Odrzucenie wniosków – podstawą do apelacji?
Po decyzji
o odrzuceniu wniosków sąd ogłosił zakończenie przewodu sądowego, co dla stron
oznaczało wygłoszenie mów końcowych. Zaskoczenia takim obrotem sprawy nie krył
mecenas Michał Wójcik, obrońca oskarżonego Sławomira L. - Sądziłem, że sąd będzie jednak chciał wysłuchać
opinii biegłych, których jest kilkanaście, i które w większości są sprzeczne –
komentował. – W mojej ocenie podanie podstawy prawnej oddalenia wniosków – na co
zresztą zwróciłem uwagę sądowi - jest nieprawidłowe. Ani sąd orzekający, ani
strony nie mają możliwości zadania pytań, wyjaśnienia sprzeczności, dopytania. To,
że nie możemy zrobić nic, stanowi podstawę zarzutu apelacyjnego.

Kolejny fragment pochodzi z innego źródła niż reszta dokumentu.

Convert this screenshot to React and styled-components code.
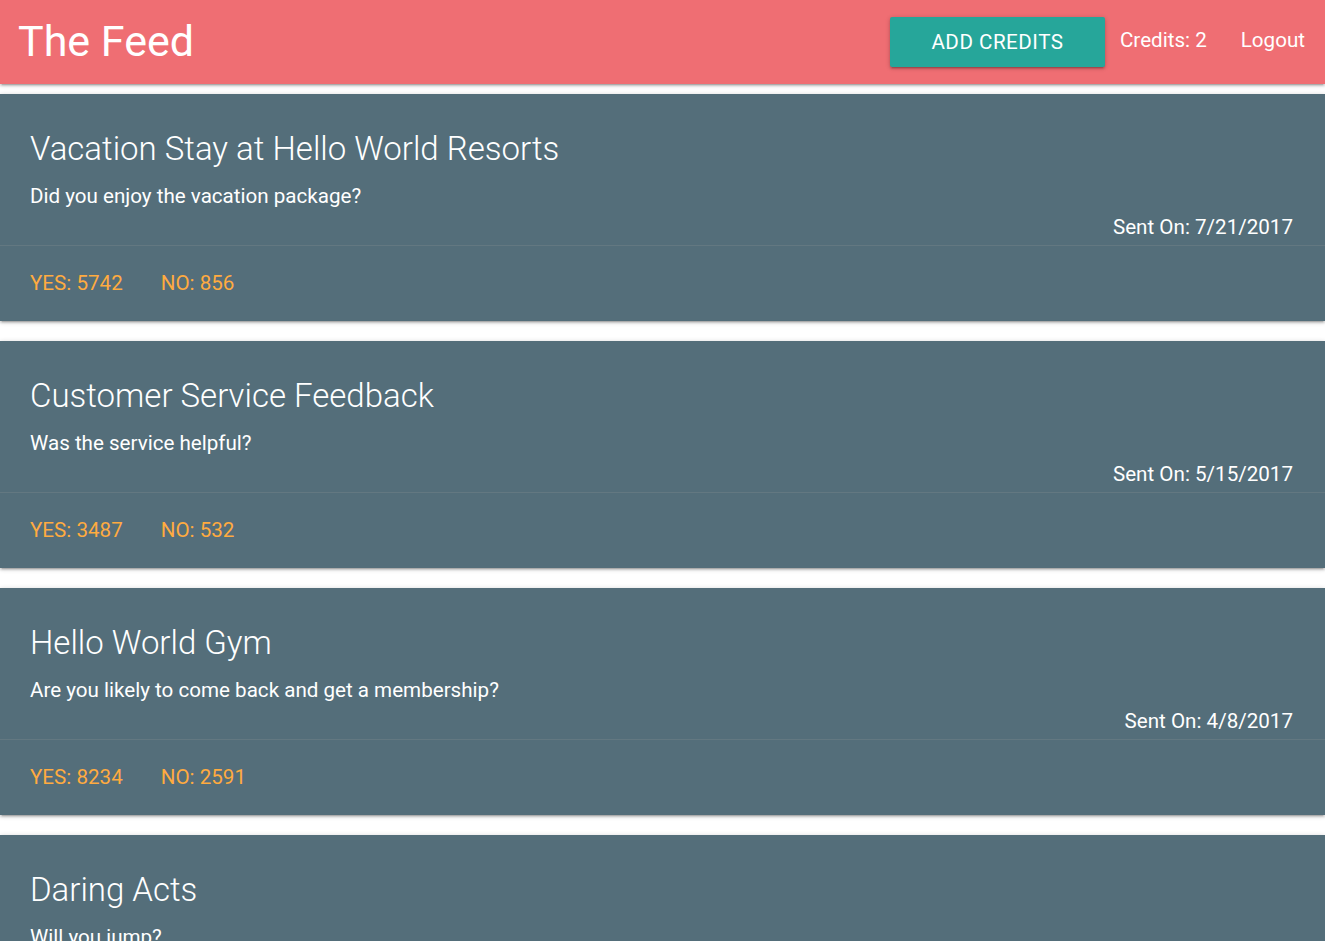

2-tygodniowa przerwa nie spowoduje
przewlekłości
Sąd
przychylił się natomiast do wniosku obrońcy oskarżonego o odroczeniu rozprawy w
celu przygotowania się do mów końcowych. - Sprawa budzi duże zainteresowanie
społeczne, a do tego mamy do czynienia z uprzedzeniem przez sąd o możliwości zmiany
kwalifikacji prawnej czynu – podkreślał Wójcik. - Nie można zakładać, że
obrońca, który ma akt oskarżenia i na kilku rozprawach broni klienta z jednego
artykułu, ma mieć mowę końcową przygotowaną na wszystkie ewentualności, również
na przekroczenie uprawnień. Nie można na obrońcę takiego obowiązku nakładać. Cieszę
się, że sąd zauważył, że mowa końcowa stron jest istotna i to nie jest tylko formalność. Chcę poruszyć wiele
kwestii w mojej mowie.
Zmiana
kwalifikacji prawnej czynu, jak zaznaczył zarówno mecenas Michał Wójcik, jak i
prokurator Wojciech Zimoń, nie wpłynie znacząco na wymiar ewentualnej kary dla
policjanta.
Mów
końcowych należy się spodziewać podczas kolejnej rozprawy – 2 lutego. - 2-tygodniowa
przerwa w żaden sposób nie spowoduje przewlekłości postępowania, a ta sprawa
nie jest zwykła, żyła nią cala Polska – podkreślił mecenas Wójcik.